J'ai mis des années à comprendre ce que signifiait la formule "être enseignant, c'est être un peu acteur". Enseigner est un métier qui s'apprend par l'expérience mais pas celle de la solitude. L'on ne met pas un boulanger seul devant son four, son pétrin et sa farine en lui disant, "vas-y, maintenant, débrouille-toi!".

Ce sont ces conditions-là qui manquent cruellement, qui font souffrir non seulement des palanquées de stagiaires cette année mais aussi des titulaires chevronnés. Parce qu'un enseignant peut très facilement se retrouver face à un élève qui l'insulte brusquement et le caillasse en pleine salle de cours parce qu'on lui a dit de se taire, de s'asseoir et d'enlever son MP3 de ses oreilles. Ce genre de mésaventure peut se terminer sans trop de problèmes, une fois passé le choc, quand le chef d'établissement et le "conseiller principal d'éducation" jouent leur rôle au lieu de faire preuve de lâcheté et de carriérisme. Car dans ce genre de situation, des chefs d'établissement en arrivent à dire, si l'enseignant fait un malaise après coup "bah! Il n'est pas fait pour être enseignant!". À se demander ce que l'on doit être, enseignant ou CRS en tenue de combat.

Il ressort de tout cela que le ministère est bien plus prompt à exécuter des réformes à la petite semaine plutôt qu'à traiter des problèmes profonds, qui touchent une quantité incroyable d'enseignants aujourd'hui. Pour une fois que ces problèmes ne demandent pas en soi de l'argent.

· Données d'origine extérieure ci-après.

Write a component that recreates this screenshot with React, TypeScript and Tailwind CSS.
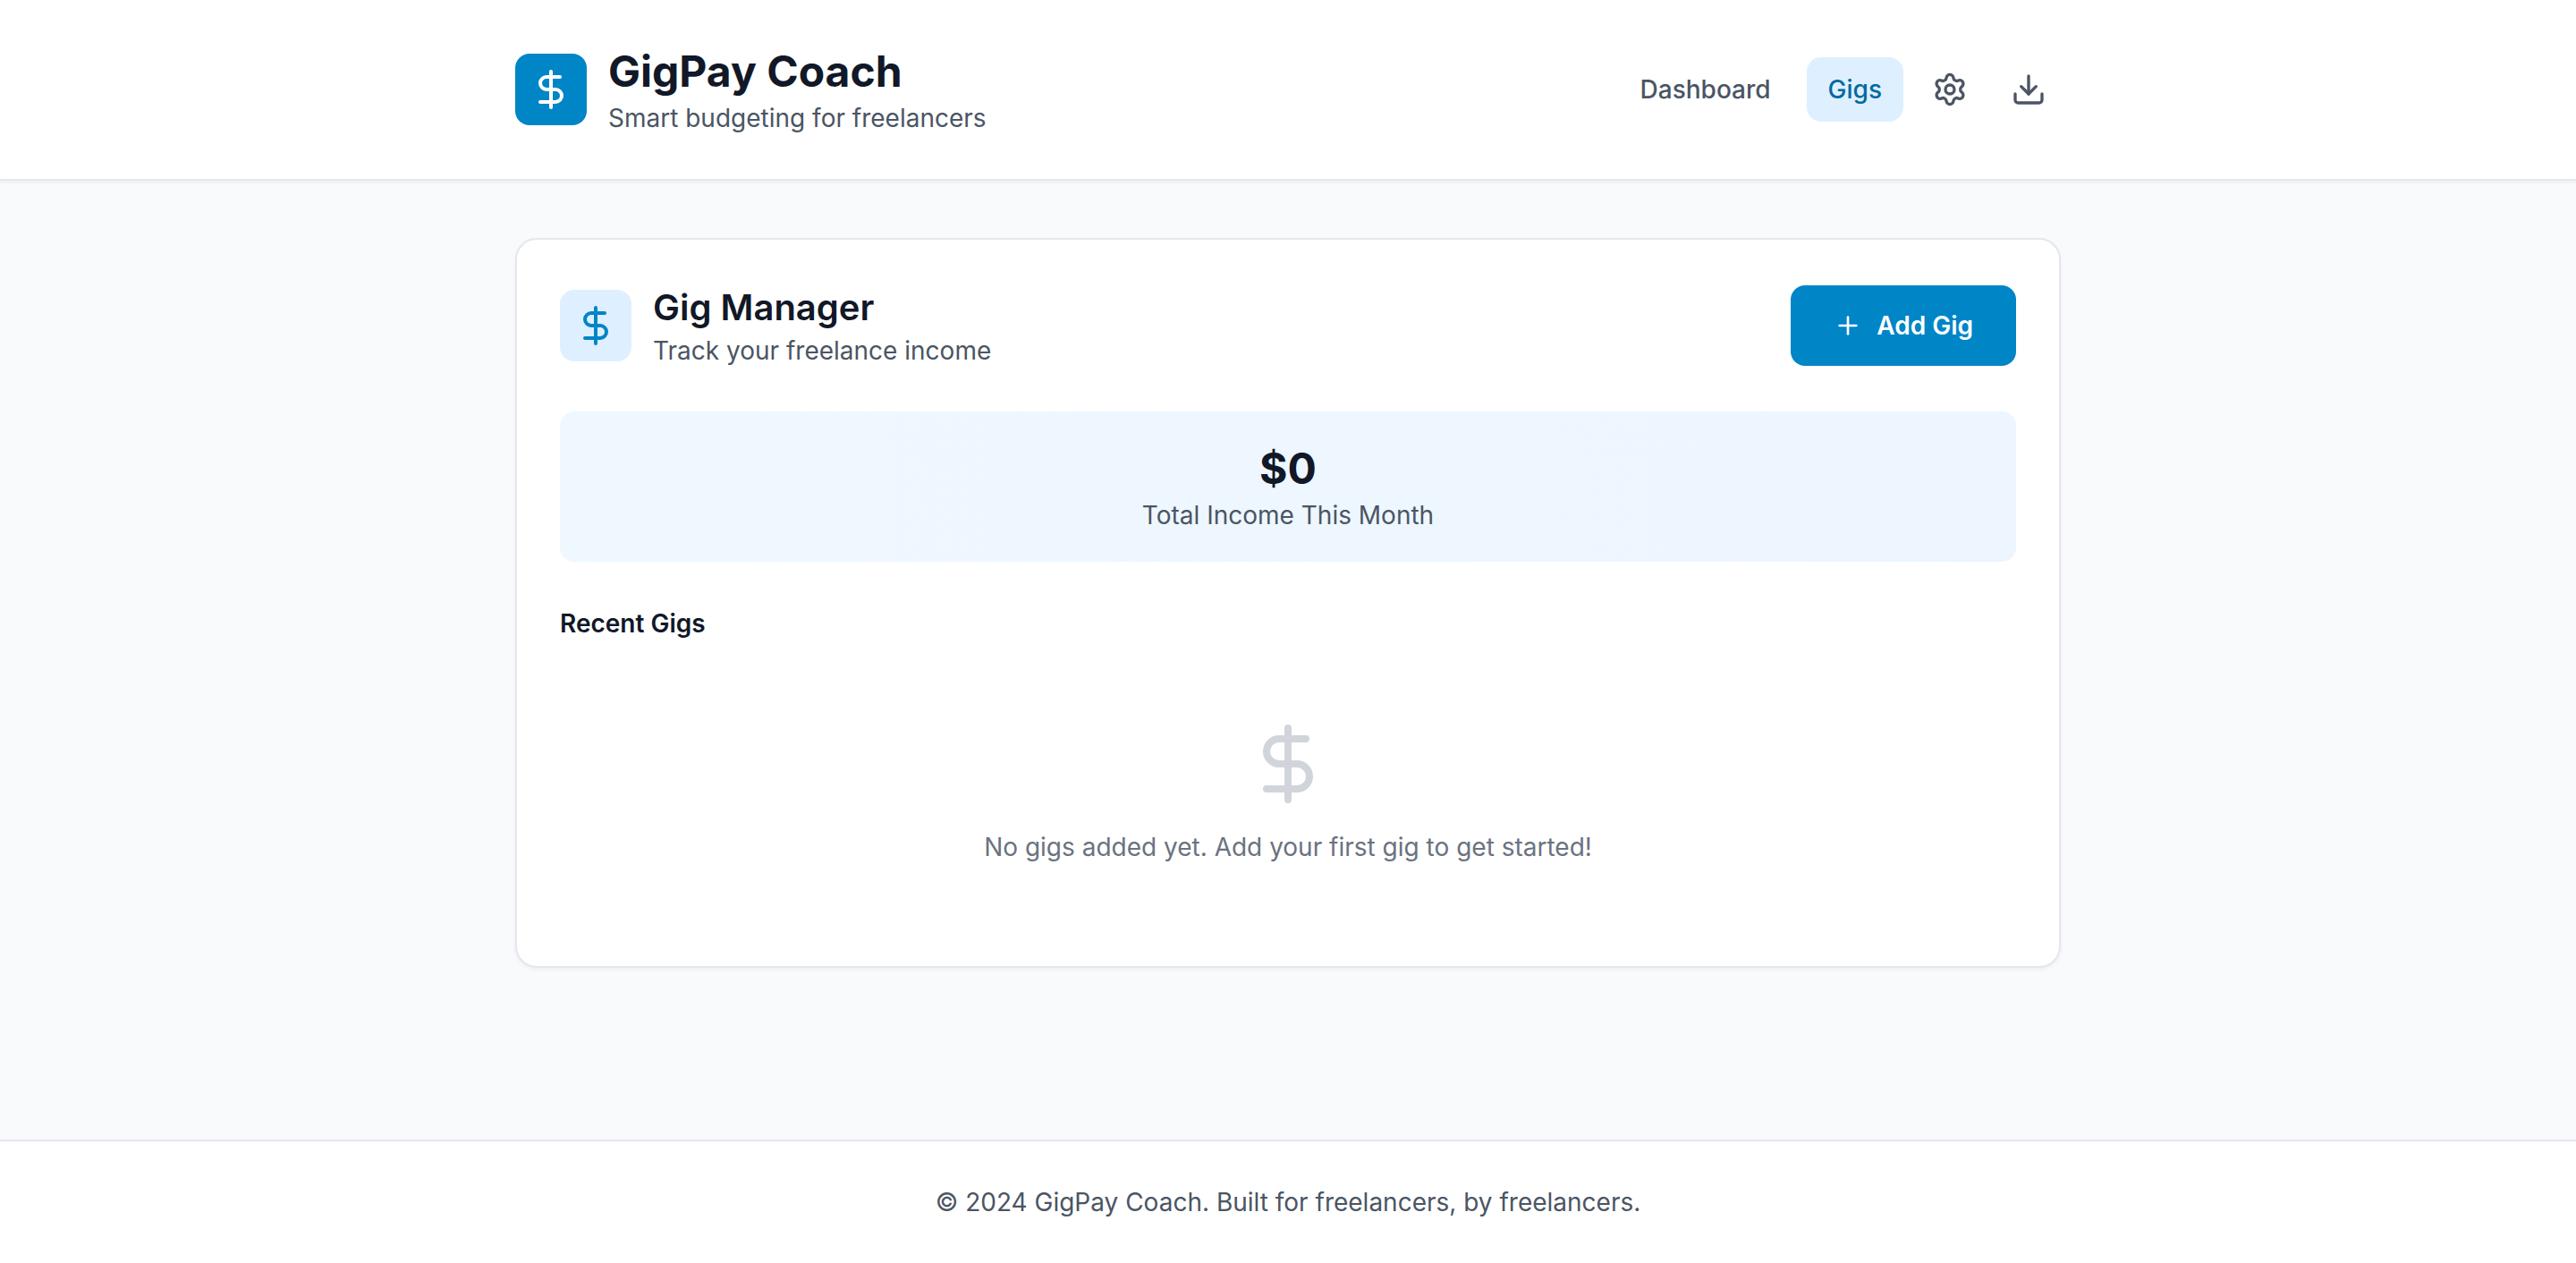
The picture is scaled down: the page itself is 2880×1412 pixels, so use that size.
import { DollarSign, Download, Plus, Settings } from "lucide-react"

const navLink = "rounded-2xl px-6 py-4 text-[28px]/10 font-medium"
const iconButton = "rounded-2xl p-4 text-[#4b5563]"

const Header = () => {
    return (
        <header className="border-b-2 border-[#e4e7ec] bg-white shadow-[0_2px_4px_rgba(0,0,0,0.05)]">
            <div className="mx-auto flex w-full max-w-[1792px] items-center justify-between px-8 py-12">
                <div className="flex items-center gap-6">
                    <div className="rounded-2xl bg-[#0085c7] p-4 text-white">
                        <DollarSign className="size-12" />
                    </div>
                    <div>
                        <h1 className="text-5xl/16 font-bold text-[#111827]">GigPay Coach</h1>
                        <p className="text-[28px]/10 text-[#4b5563]">Smart budgeting for freelancers</p>
                    </div>
                </div>
                <nav className="flex items-center gap-4">
                    <button type="button" className={`${navLink} text-[#4b5563]`}>Dashboard</button>
                    <button type="button" aria-current="page" className={`${navLink} bg-[#def0ff] text-[#0369a1]`}>Gigs</button>
                    <button type="button" aria-label="Settings" className={iconButton}>
                        <Settings className="size-10" />
                    </button>
                    <button type="button" aria-label="Export data" className={iconButton}>
                        <Download className="size-10" />
                    </button>
                </nav>
            </div>
        </header>
    )
}

const GigManager = () => {
    return (
        <section className="rounded-3xl border-2 border-[#e4e7ec] bg-white p-12 shadow-[0_2px_4px_rgba(0,0,0,0.05)]">
            <div className="mb-12 flex items-center justify-between">
                <div className="flex items-center gap-6">
                    <div className="rounded-2xl bg-[#def0ff] p-4 text-[#0085c7]">
                        <DollarSign className="size-12" />
                    </div>
                    <div>
                        <h2 className="text-[40px]/14 font-semibold text-[#111827]">Gig Manager</h2>
                        <p className="text-[28px]/10 text-[#4b5563]">Track your freelance income</p>
                    </div>
                </div>
                <button type="button" className="flex items-center gap-4 rounded-2xl bg-[#0085c7] px-12 py-6 text-[28px]/[42px] font-semibold text-white">
                    <Plus className="size-8" />
                    Add Gig
                </button>
            </div>

            <div className="mb-12 rounded-2xl bg-linear-to-r from-[#eff8ff] to-[#edf5ff] p-8 text-center">
                <div className="text-5xl/16 font-bold text-[#111827]">$0</div>
                <div className="text-[28px]/10 text-[#4b5563]">Total Income This Month</div>
            </div>

            <h3 className="mb-6 text-[28px]/[42px] font-semibold text-[#111827]">Recent Gigs</h3>
            <div className="py-16 text-center text-[#6b7280]">
                <DollarSign className="mx-auto mb-6 size-24 text-[#d1d5db]" />
                <p className="text-[28px]/[42px]">No gigs added yet. Add your first gig to get started!</p>
            </div>
        </section>
    )
}

const App = () => {
    return (
        <div className="min-h-screen bg-[#f9fafc] font-[Inter,sans-serif]">
            <Header />
            <main className="mx-auto w-full max-w-[1792px] px-8 py-16">
                <GigManager />
            </main>
            <footer className="mt-32 border-t-2 border-[#e4e7ec] bg-white px-8 py-12 text-center">
                <p className="text-[28px]/10 text-[#4b5563]">© 2024 GigPay Coach. Built for freelancers, by freelancers.</p>
            </footer>
        </div>
    )
}

export default App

Oui mais il faut faire autre chose que de la comm' et pire encore, non  seulement avouer l'échec de trente ou quarante ans de dérive (ça c'est presque facile, surtout en rejetant la faute sur les gouvernements précédents) mais affronter des milliers de parents indifférents au sort de leur enfant ou au contraire convaincus que leurs petitsmonchérimoncoeurs sont toujours des victimes des z'ôtres. Pas facile dans une culture où l'on est toujours prompt à chercher des boucs émissaires et des victimes expiatoires.